____ Record excerpts

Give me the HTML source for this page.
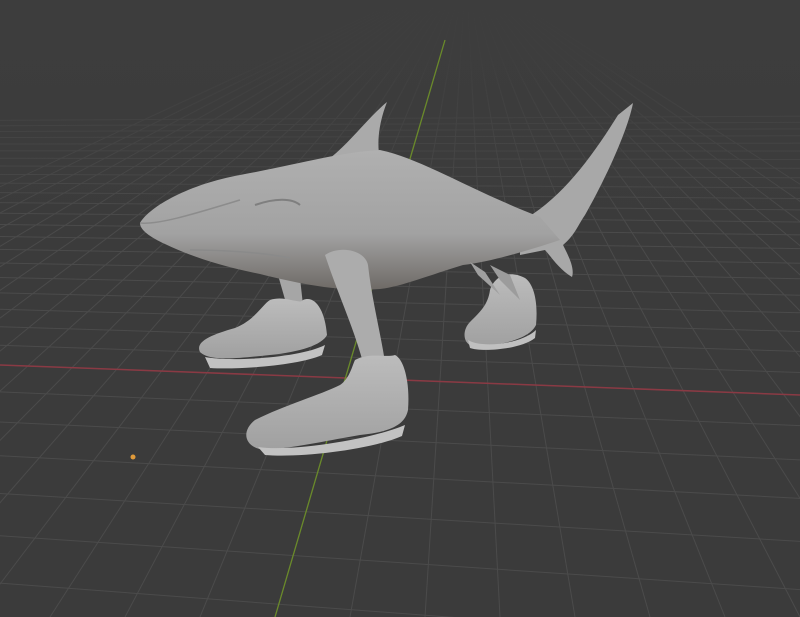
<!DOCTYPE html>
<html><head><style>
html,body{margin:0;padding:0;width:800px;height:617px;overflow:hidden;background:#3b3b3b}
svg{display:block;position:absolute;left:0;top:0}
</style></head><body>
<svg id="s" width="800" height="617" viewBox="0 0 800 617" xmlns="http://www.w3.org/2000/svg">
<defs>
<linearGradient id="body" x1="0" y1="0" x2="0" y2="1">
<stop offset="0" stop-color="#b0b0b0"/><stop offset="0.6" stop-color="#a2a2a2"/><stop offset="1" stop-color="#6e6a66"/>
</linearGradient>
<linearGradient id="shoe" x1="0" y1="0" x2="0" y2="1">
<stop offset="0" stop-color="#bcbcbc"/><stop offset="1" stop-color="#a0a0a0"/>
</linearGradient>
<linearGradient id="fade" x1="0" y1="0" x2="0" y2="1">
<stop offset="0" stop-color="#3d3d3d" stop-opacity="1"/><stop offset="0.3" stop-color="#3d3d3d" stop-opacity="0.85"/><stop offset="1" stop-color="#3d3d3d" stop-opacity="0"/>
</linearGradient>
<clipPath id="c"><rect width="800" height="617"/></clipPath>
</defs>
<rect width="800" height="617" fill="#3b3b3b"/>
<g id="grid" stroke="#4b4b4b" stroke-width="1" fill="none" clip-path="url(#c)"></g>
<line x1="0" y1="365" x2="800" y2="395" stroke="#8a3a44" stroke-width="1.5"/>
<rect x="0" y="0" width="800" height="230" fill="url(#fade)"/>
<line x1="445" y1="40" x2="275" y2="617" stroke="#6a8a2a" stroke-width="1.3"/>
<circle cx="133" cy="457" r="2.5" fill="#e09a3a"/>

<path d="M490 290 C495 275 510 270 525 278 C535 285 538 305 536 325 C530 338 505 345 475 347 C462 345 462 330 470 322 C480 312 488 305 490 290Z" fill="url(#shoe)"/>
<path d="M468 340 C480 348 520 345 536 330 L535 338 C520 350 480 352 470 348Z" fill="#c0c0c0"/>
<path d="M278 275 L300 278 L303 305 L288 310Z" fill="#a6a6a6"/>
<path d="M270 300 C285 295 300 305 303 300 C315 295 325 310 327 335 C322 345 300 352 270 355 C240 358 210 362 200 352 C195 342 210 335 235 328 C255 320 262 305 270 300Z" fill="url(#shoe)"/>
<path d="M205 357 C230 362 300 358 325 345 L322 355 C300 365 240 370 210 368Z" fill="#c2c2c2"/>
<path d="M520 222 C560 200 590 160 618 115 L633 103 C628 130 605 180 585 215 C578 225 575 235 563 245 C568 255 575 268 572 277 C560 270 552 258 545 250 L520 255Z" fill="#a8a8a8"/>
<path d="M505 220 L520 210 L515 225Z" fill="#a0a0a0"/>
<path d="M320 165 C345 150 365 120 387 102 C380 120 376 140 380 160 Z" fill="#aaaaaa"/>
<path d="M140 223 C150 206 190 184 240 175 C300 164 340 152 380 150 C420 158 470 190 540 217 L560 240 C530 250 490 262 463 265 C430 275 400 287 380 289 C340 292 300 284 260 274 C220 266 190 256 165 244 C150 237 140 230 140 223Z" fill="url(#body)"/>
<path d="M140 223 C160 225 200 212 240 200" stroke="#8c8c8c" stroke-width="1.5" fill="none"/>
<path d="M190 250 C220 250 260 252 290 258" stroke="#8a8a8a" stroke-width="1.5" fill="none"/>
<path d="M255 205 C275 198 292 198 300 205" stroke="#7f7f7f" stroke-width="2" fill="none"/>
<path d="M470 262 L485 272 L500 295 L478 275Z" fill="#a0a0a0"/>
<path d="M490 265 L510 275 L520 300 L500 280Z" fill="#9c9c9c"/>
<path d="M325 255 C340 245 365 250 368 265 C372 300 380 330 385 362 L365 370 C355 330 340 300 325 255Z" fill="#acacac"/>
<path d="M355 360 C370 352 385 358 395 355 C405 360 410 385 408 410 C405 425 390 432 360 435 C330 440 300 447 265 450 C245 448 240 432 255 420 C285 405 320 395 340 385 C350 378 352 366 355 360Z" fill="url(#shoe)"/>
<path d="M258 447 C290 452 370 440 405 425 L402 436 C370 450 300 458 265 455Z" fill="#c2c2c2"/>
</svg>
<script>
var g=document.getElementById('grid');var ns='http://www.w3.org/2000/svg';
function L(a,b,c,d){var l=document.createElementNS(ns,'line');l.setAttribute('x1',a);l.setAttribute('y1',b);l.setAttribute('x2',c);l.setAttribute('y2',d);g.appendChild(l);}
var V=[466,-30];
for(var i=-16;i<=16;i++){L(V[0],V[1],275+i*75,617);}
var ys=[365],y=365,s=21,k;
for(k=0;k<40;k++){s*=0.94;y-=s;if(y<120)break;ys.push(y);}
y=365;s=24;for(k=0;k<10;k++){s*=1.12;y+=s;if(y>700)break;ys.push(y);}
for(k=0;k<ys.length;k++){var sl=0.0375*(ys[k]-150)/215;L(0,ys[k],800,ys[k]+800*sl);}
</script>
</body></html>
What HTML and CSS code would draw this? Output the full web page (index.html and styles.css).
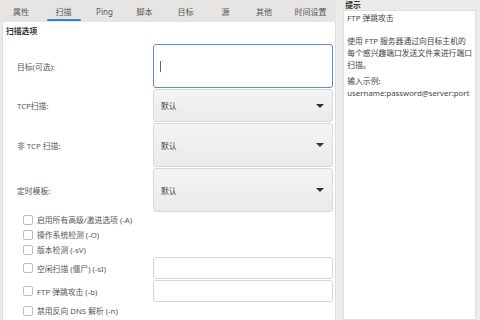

________

Output every entry verbatim. Pictures do not belong in the copy.

■ Answer in full
Give me the HTML source for this page.
<!DOCTYPE html>
<html><head><style>
html,body{margin:0;padding:0;width:800px;height:617px;overflow:hidden;background:#3b3b3b}
svg{display:block;position:absolute;left:0;top:0}
</style></head><body>
<svg id="s" width="800" height="617" viewBox="0 0 800 617" xmlns="http://www.w3.org/2000/svg">
<defs>
<linearGradient id="body" x1="0" y1="0" x2="0" y2="1">
<stop offset="0" stop-color="#b0b0b0"/><stop offset="0.6" stop-color="#a2a2a2"/><stop offset="1" stop-color="#6e6a66"/>
</linearGradient>
<linearGradient id="shoe" x1="0" y1="0" x2="0" y2="1">
<stop offset="0" stop-color="#bcbcbc"/><stop offset="1" stop-color="#a0a0a0"/>
</linearGradient>
<linearGradient id="fade" x1="0" y1="0" x2="0" y2="1">
<stop offset="0" stop-color="#3d3d3d" stop-opacity="1"/><stop offset="0.3" stop-color="#3d3d3d" stop-opacity="0.85"/><stop offset="1" stop-color="#3d3d3d" stop-opacity="0"/>
</linearGradient>
<clipPath id="c"><rect width="800" height="617"/></clipPath>
</defs>
<rect width="800" height="617" fill="#3b3b3b"/>
<g id="grid" stroke="#4b4b4b" stroke-width="1" fill="none" clip-path="url(#c)"></g>
<line x1="0" y1="365" x2="800" y2="395" stroke="#8a3a44" stroke-width="1.5"/>
<rect x="0" y="0" width="800" height="230" fill="url(#fade)"/>
<line x1="445" y1="40" x2="275" y2="617" stroke="#6a8a2a" stroke-width="1.3"/>
<circle cx="133" cy="457" r="2.5" fill="#e09a3a"/>

<path d="M490 290 C495 275 510 270 525 278 C535 285 538 305 536 325 C530 338 505 345 475 347 C462 345 462 330 470 322 C480 312 488 305 490 290Z" fill="url(#shoe)"/>
<path d="M468 340 C480 348 520 345 536 330 L535 338 C520 350 480 352 470 348Z" fill="#c0c0c0"/>
<path d="M278 275 L300 278 L303 305 L288 310Z" fill="#a6a6a6"/>
<path d="M270 300 C285 295 300 305 303 300 C315 295 325 310 327 335 C322 345 300 352 270 355 C240 358 210 362 200 352 C195 342 210 335 235 328 C255 320 262 305 270 300Z" fill="url(#shoe)"/>
<path d="M205 357 C230 362 300 358 325 345 L322 355 C300 365 240 370 210 368Z" fill="#c2c2c2"/>
<path d="M520 222 C560 200 590 160 618 115 L633 103 C628 130 605 180 585 215 C578 225 575 235 563 245 C568 255 575 268 572 277 C560 270 552 258 545 250 L520 255Z" fill="#a8a8a8"/>
<path d="M505 220 L520 210 L515 225Z" fill="#a0a0a0"/>
<path d="M320 165 C345 150 365 120 387 102 C380 120 376 140 380 160 Z" fill="#aaaaaa"/>
<path d="M140 223 C150 206 190 184 240 175 C300 164 340 152 380 150 C420 158 470 190 540 217 L560 240 C530 250 490 262 463 265 C430 275 400 287 380 289 C340 292 300 284 260 274 C220 266 190 256 165 244 C150 237 140 230 140 223Z" fill="url(#body)"/>
<path d="M140 223 C160 225 200 212 240 200" stroke="#8c8c8c" stroke-width="1.5" fill="none"/>
<path d="M190 250 C220 250 260 252 290 258" stroke="#8a8a8a" stroke-width="1.5" fill="none"/>
<path d="M255 205 C275 198 292 198 300 205" stroke="#7f7f7f" stroke-width="2" fill="none"/>
<path d="M470 262 L485 272 L500 295 L478 275Z" fill="#a0a0a0"/>
<path d="M490 265 L510 275 L520 300 L500 280Z" fill="#9c9c9c"/>
<path d="M325 255 C340 245 365 250 368 265 C372 300 380 330 385 362 L365 370 C355 330 340 300 325 255Z" fill="#acacac"/>
<path d="M355 360 C370 352 385 358 395 355 C405 360 410 385 408 410 C405 425 390 432 360 435 C330 440 300 447 265 450 C245 448 240 432 255 420 C285 405 320 395 340 385 C350 378 352 366 355 360Z" fill="url(#shoe)"/>
<path d="M258 447 C290 452 370 440 405 425 L402 436 C370 450 300 458 265 455Z" fill="#c2c2c2"/>
</svg>
<script>
var g=document.getElementById('grid');var ns='http://www.w3.org/2000/svg';
function L(a,b,c,d){var l=document.createElementNS(ns,'line');l.setAttribute('x1',a);l.setAttribute('y1',b);l.setAttribute('x2',c);l.setAttribute('y2',d);g.appendChild(l);}
var V=[466,-30];
for(var i=-16;i<=16;i++){L(V[0],V[1],275+i*75,617);}
var ys=[365],y=365,s=21,k;
for(k=0;k<40;k++){s*=0.94;y-=s;if(y<120)break;ys.push(y);}
y=365;s=24;for(k=0;k<10;k++){s*=1.12;y+=s;if(y>700)break;ys.push(y);}
for(k=0;k<ys.length;k++){var sl=0.0375*(ys[k]-150)/215;L(0,ys[k],800,ys[k]+800*sl);}
</script>
</body></html>
What HTML and CSS code would draw this? Output the full web page (index.html and styles.css).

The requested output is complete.